The Truth About What Happened at Jonestown
"His message was incredibly violent as time went on. And it was erratic," Stephan recalled. "If we weren't having an open meeting where he was trying to bring in new members, we were having closed meetings where he was trying to control the members."
Jim Jr., who later remarried and has three sons, explained how his journey differed from Stephan's, largely because as a kid he was just so grateful to have been adopted into their family. "I was a true believer," he said. "When I say true believer, I believed in all the things that Peoples Temple could have been."
He recalled being reluctant to teach his eldest boy basketball, because the game reminded him only of the night when so many people died but he survived. His son ended becoming a star player in high school, though, and Jim Jr. started coaching. "It was for so long I was known as Jim Jones' son," he said. "And it wasn't until Rob started playing that I started being known as Rob's dad."
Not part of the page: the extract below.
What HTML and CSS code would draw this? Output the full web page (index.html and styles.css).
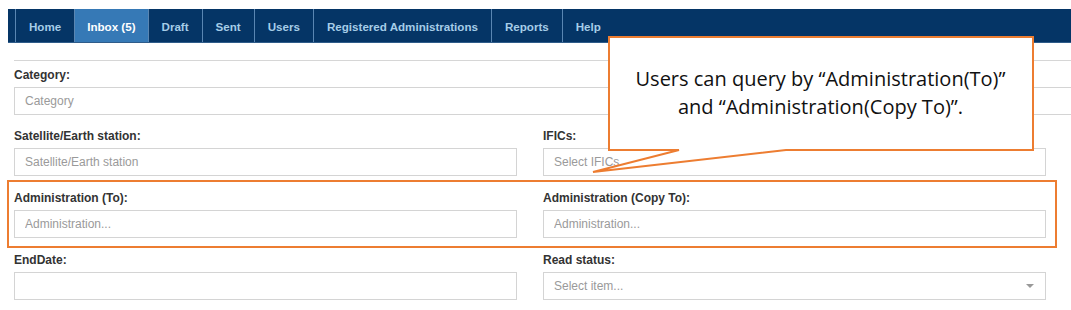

Stephan lamented, "There were many times that we probably could have steered things in a different direction. We could have put a stop to what happened long before that final night, and we didn't get it done. For me it was because I was too focused on myself and not enough on my community and what was best for them. In much more simpler terms, it's just that I wasn't there when they died. I don't know what I would have done or could have done."
As part of his own healing process, he made it his mission to identify every Peoples Temple member who showed up in photographs taken at Jonestown. "If there was even one person whose name I could not recall, I set that photo aside and I continued on and I'd do whatever I had to, to remember that one person," he explained. "May seem like a small thing, you know given the devastation of Jonestown, but that's where I found my healing."